Data lines:
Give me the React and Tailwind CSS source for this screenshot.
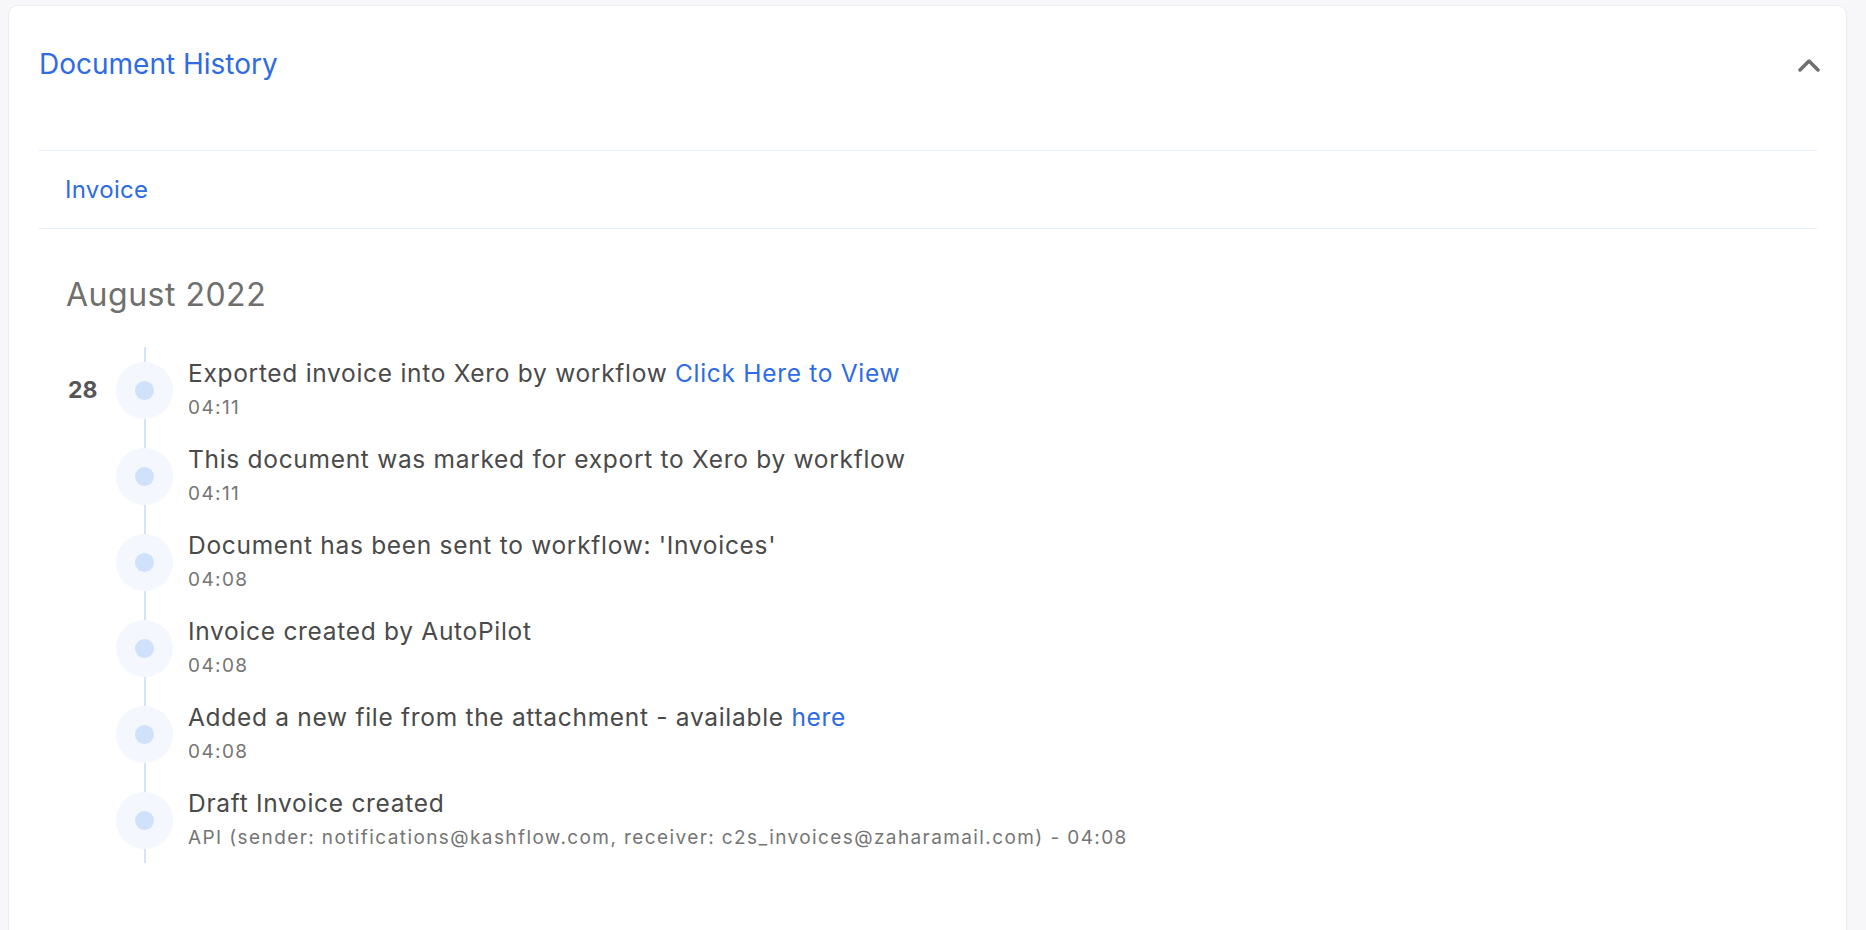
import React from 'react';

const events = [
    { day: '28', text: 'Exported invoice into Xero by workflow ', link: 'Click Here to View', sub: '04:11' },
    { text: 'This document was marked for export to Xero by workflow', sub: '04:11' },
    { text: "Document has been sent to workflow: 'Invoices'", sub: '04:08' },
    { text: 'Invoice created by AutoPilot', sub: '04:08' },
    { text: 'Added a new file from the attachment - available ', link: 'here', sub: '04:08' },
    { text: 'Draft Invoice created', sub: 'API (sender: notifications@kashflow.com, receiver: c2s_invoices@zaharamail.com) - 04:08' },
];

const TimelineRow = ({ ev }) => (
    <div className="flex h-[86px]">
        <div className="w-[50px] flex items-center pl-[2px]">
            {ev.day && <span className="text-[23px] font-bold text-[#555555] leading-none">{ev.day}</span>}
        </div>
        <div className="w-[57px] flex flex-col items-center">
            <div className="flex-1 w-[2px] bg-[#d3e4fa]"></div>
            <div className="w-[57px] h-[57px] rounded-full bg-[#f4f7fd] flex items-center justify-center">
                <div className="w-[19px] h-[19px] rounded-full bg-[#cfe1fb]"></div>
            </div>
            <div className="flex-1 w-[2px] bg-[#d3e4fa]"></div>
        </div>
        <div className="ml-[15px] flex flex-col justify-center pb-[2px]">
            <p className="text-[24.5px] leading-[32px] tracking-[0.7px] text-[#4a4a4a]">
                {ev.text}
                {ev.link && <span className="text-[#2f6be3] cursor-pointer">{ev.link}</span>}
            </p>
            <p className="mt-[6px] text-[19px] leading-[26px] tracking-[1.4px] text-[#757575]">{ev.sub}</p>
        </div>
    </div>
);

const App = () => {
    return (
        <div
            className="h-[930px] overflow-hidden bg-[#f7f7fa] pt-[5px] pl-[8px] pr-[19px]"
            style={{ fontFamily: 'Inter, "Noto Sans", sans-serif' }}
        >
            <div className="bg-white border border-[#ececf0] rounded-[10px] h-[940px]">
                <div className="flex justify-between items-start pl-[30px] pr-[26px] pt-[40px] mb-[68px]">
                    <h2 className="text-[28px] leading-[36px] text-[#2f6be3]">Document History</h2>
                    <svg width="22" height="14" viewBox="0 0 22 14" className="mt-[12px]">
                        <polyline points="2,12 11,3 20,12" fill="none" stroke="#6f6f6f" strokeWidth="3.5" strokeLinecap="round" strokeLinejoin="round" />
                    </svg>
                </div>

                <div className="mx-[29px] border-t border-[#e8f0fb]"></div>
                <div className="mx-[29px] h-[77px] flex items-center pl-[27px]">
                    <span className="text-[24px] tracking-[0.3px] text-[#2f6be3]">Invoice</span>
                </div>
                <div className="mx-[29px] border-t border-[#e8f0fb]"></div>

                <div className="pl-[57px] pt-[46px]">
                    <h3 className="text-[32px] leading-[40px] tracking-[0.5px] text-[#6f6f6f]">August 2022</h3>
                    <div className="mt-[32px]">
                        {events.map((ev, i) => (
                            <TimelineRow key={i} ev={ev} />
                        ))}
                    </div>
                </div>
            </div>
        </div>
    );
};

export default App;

Prompt: Repeat the material above word for word and skip every image in it.

Expected answer:
Give me the React and Tailwind CSS source for this screenshot.
import React from 'react';

const events = [
    { day: '28', text: 'Exported invoice into Xero by workflow ', link: 'Click Here to View', sub: '04:11' },
    { text: 'This document was marked for export to Xero by workflow', sub: '04:11' },
    { text: "Document has been sent to workflow: 'Invoices'", sub: '04:08' },
    { text: 'Invoice created by AutoPilot', sub: '04:08' },
    { text: 'Added a new file from the attachment - available ', link: 'here', sub: '04:08' },
    { text: 'Draft Invoice created', sub: 'API (sender: notifications@kashflow.com, receiver: c2s_invoices@zaharamail.com) - 04:08' },
];

const TimelineRow = ({ ev }) => (
    <div className="flex h-[86px]">
        <div className="w-[50px] flex items-center pl-[2px]">
            {ev.day && <span className="text-[23px] font-bold text-[#555555] leading-none">{ev.day}</span>}
        </div>
        <div className="w-[57px] flex flex-col items-center">
            <div className="flex-1 w-[2px] bg-[#d3e4fa]"></div>
            <div className="w-[57px] h-[57px] rounded-full bg-[#f4f7fd] flex items-center justify-center">
                <div className="w-[19px] h-[19px] rounded-full bg-[#cfe1fb]"></div>
            </div>
            <div className="flex-1 w-[2px] bg-[#d3e4fa]"></div>
        </div>
        <div className="ml-[15px] flex flex-col justify-center pb-[2px]">
            <p className="text-[24.5px] leading-[32px] tracking-[0.7px] text-[#4a4a4a]">
                {ev.text}
                {ev.link && <span className="text-[#2f6be3] cursor-pointer">{ev.link}</span>}
            </p>
            <p className="mt-[6px] text-[19px] leading-[26px] tracking-[1.4px] text-[#757575]">{ev.sub}</p>
        </div>
    </div>
);

const App = () => {
    return (
        <div
            className="h-[930px] overflow-hidden bg-[#f7f7fa] pt-[5px] pl-[8px] pr-[19px]"
            style={{ fontFamily: 'Inter, "Noto Sans", sans-serif' }}
        >
            <div className="bg-white border border-[#ececf0] rounded-[10px] h-[940px]">
                <div className="flex justify-between items-start pl-[30px] pr-[26px] pt-[40px] mb-[68px]">
                    <h2 className="text-[28px] leading-[36px] text-[#2f6be3]">Document History</h2>
                    <svg width="22" height="14" viewBox="0 0 22 14" className="mt-[12px]">
                        <polyline points="2,12 11,3 20,12" fill="none" stroke="#6f6f6f" strokeWidth="3.5" strokeLinecap="round" strokeLinejoin="round" />
                    </svg>
                </div>

                <div className="mx-[29px] border-t border-[#e8f0fb]"></div>
                <div className="mx-[29px] h-[77px] flex items-center pl-[27px]">
                    <span className="text-[24px] tracking-[0.3px] text-[#2f6be3]">Invoice</span>
                </div>
                <div className="mx-[29px] border-t border-[#e8f0fb]"></div>

                <div className="pl-[57px] pt-[46px]">
                    <h3 className="text-[32px] leading-[40px] tracking-[0.5px] text-[#6f6f6f]">August 2022</h3>
                    <div className="mt-[32px]">
                        {events.map((ev, i) => (
                            <TimelineRow key={i} ev={ev} />
                        ))}
                    </div>
                </div>
            </div>
        </div>
    );
};

export default App;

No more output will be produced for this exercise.